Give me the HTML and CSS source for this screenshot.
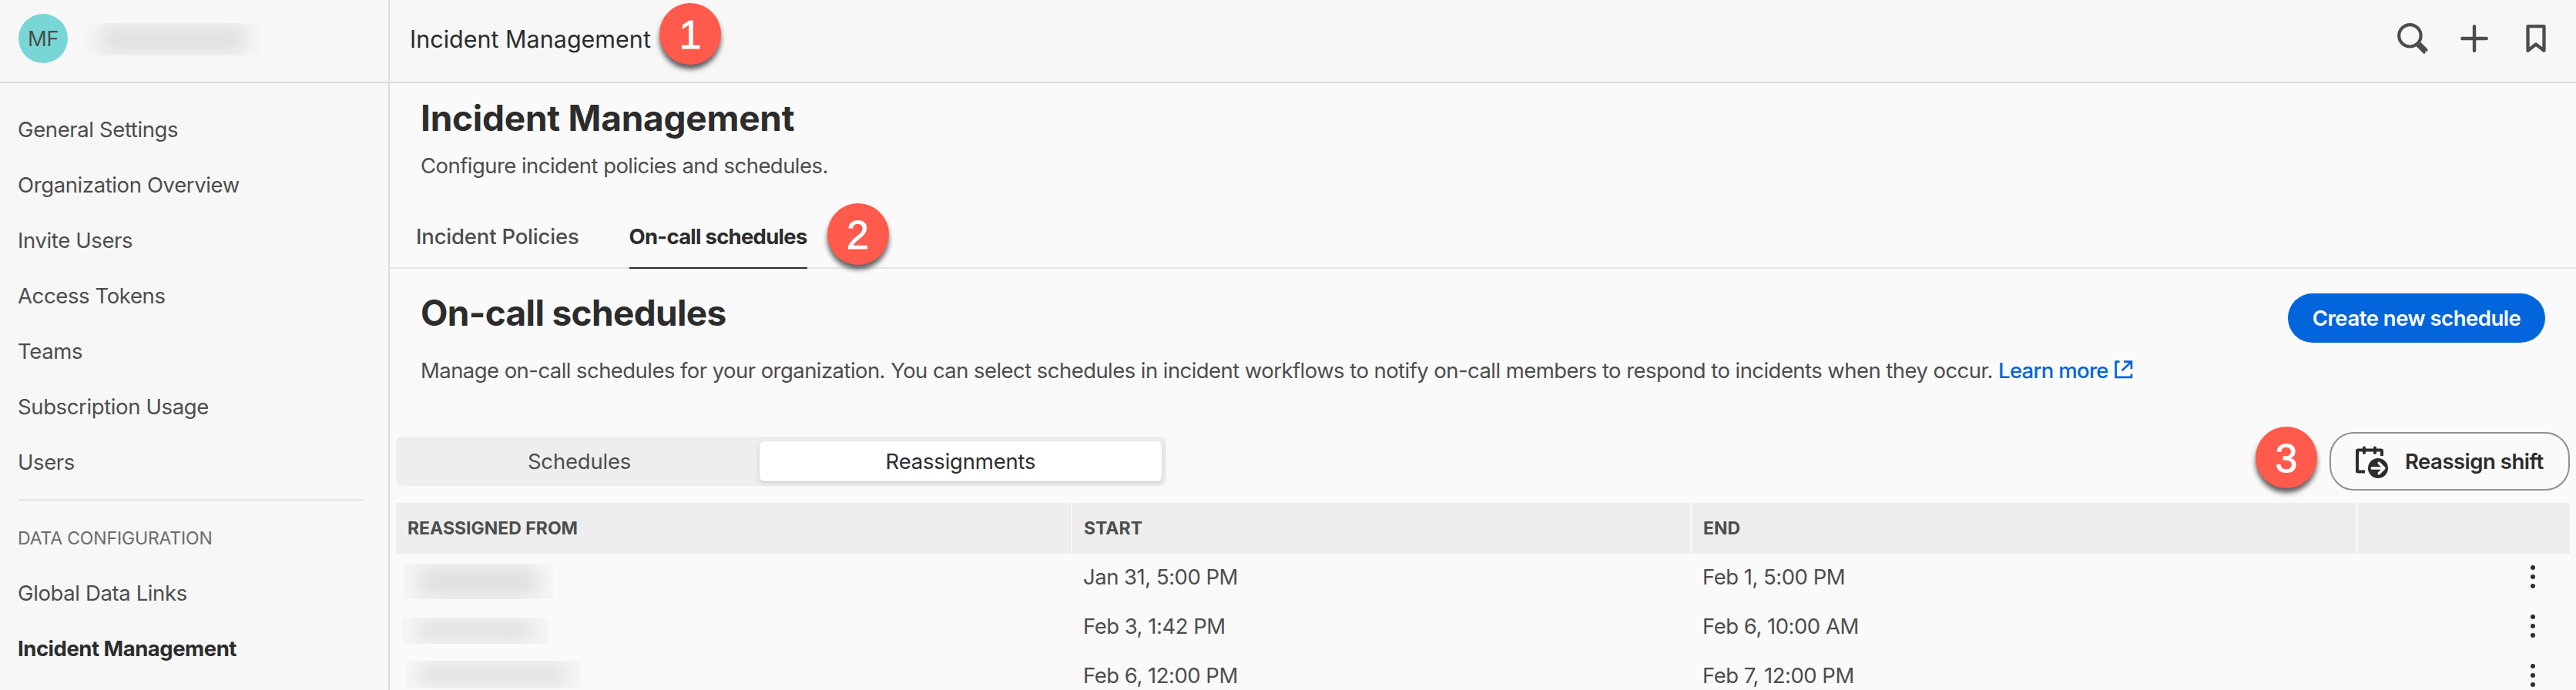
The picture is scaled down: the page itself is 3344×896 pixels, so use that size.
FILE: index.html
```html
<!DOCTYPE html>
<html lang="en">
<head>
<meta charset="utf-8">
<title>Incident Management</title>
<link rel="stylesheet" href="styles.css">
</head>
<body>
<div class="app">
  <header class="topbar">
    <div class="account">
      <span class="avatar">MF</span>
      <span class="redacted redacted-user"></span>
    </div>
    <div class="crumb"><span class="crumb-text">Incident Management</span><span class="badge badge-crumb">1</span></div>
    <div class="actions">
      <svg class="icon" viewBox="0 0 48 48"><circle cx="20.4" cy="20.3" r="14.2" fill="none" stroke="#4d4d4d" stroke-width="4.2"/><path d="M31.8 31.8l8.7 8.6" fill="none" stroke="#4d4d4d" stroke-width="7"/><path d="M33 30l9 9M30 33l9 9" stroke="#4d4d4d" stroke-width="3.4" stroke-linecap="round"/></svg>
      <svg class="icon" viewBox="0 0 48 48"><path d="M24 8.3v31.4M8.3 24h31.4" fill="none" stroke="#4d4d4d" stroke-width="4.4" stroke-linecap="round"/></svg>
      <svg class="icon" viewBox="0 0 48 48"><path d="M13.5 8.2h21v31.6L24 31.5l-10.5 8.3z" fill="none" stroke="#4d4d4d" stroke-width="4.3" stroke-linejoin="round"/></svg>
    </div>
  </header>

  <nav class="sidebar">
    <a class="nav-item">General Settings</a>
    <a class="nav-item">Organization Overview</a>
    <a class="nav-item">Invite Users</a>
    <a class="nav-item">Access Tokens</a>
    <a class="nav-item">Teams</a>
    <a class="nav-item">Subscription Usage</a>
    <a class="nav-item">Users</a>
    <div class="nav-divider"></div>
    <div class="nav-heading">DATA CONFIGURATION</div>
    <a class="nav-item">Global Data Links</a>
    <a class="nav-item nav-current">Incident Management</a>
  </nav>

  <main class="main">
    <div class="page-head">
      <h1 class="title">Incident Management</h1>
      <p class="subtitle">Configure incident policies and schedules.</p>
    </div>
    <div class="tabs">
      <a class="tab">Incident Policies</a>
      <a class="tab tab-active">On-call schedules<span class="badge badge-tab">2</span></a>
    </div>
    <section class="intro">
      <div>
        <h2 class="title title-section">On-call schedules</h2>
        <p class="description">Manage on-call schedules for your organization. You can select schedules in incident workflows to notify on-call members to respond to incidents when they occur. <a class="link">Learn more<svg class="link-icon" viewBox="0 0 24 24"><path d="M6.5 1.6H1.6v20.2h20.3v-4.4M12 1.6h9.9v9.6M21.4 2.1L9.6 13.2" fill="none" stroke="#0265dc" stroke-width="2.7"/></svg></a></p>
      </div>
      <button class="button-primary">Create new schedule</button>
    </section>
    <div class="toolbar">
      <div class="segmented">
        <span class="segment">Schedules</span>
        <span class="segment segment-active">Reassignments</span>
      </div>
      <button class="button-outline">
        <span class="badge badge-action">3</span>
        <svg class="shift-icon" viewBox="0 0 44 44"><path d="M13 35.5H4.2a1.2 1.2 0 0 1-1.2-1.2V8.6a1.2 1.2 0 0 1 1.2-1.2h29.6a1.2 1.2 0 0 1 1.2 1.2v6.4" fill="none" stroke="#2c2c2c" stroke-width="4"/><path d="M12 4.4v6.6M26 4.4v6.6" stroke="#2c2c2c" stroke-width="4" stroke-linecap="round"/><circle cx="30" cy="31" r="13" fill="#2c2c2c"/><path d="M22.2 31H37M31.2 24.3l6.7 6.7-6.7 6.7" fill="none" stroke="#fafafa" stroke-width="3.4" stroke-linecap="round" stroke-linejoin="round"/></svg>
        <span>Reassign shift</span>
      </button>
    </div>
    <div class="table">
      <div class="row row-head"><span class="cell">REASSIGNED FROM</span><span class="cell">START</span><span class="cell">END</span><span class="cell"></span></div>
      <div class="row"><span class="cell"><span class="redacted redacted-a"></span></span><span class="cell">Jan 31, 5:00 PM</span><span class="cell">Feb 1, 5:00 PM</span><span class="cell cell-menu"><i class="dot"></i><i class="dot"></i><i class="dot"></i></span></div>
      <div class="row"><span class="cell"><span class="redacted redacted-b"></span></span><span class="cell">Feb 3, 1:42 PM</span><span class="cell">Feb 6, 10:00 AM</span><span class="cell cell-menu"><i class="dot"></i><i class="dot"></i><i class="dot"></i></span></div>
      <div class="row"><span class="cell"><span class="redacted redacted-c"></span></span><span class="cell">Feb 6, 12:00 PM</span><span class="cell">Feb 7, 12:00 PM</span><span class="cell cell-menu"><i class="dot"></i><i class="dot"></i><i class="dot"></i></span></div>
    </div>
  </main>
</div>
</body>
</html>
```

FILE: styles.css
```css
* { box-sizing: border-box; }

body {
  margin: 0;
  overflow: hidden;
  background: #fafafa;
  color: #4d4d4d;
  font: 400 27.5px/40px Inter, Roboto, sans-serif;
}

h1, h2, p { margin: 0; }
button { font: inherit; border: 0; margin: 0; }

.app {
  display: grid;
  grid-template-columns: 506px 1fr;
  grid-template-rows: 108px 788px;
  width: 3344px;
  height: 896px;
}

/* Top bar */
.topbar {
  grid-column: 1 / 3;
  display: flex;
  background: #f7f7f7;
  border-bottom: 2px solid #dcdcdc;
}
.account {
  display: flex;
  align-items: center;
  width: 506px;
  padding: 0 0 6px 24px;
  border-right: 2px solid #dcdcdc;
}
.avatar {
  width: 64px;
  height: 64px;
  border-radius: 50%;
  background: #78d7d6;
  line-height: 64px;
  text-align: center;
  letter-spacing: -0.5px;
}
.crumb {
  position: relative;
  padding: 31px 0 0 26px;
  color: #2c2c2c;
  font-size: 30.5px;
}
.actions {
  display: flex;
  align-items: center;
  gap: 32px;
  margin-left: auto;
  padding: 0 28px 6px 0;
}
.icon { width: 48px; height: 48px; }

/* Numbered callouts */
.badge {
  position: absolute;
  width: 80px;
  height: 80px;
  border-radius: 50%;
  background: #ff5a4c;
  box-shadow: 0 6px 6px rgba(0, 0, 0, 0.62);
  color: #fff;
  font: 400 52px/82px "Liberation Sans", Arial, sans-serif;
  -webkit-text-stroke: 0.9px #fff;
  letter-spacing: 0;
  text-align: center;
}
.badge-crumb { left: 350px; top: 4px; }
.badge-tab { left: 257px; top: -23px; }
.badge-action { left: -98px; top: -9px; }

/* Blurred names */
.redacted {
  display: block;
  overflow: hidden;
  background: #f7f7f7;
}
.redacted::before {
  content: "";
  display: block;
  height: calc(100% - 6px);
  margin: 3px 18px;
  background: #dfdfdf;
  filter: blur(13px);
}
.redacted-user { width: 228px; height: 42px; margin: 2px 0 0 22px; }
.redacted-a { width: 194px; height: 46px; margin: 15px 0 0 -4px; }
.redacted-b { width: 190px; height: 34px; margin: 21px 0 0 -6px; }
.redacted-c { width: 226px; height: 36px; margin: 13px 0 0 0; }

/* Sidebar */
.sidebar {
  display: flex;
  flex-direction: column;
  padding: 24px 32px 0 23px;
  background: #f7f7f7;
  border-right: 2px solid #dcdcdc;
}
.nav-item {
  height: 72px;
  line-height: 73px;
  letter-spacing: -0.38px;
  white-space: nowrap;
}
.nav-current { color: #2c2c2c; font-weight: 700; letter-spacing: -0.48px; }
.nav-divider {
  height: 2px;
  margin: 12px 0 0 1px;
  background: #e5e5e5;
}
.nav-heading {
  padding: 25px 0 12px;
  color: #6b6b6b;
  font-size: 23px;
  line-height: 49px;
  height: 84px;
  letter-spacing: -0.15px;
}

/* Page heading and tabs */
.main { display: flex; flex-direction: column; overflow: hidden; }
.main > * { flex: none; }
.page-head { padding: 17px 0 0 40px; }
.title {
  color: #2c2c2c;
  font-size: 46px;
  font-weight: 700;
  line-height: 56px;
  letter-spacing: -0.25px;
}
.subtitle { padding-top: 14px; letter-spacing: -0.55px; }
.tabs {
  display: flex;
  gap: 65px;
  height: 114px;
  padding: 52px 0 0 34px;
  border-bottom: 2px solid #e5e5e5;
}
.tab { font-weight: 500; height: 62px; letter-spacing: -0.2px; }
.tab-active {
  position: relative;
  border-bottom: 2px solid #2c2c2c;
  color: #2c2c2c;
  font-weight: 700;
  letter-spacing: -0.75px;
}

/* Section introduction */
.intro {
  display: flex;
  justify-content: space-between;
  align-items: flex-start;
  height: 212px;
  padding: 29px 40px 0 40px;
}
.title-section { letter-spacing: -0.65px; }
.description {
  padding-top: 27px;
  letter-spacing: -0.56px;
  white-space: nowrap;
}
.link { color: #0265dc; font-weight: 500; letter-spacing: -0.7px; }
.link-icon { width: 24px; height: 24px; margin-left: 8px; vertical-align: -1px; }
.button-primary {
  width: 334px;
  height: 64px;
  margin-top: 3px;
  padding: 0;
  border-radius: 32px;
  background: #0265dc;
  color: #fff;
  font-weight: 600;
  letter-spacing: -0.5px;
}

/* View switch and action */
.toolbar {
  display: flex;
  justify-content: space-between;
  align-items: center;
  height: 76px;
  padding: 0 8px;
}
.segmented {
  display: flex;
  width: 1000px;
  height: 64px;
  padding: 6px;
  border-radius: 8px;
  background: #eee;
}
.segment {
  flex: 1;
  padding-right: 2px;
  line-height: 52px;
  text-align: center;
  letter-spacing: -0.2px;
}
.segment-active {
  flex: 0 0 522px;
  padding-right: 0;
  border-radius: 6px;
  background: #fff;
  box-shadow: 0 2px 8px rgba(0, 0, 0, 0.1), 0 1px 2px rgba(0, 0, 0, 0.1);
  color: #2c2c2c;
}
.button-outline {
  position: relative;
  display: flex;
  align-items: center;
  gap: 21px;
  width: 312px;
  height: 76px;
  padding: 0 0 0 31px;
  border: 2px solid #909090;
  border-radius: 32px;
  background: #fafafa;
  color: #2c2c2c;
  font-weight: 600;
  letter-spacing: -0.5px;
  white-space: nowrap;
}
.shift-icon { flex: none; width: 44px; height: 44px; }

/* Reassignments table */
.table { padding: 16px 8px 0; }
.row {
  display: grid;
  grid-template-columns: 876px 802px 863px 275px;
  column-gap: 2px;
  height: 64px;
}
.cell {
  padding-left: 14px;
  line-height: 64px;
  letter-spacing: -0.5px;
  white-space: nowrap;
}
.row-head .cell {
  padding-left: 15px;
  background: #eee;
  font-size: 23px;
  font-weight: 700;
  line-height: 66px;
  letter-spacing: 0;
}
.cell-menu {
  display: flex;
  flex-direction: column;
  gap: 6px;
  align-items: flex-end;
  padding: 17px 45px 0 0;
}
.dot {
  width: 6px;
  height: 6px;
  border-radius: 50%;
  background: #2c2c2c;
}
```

◆ ◆ ◆ ◆

● **Requirement**
Scan the listing above for the word "size" and copy every line that holds it.

● **Final answer**
The picture is scaled down: the page itself is 3344×896 pixels, so use that size.
  font-size: 30.5px;
  font-size: 23px;
  font-size: 46px;
  font-size: 23px;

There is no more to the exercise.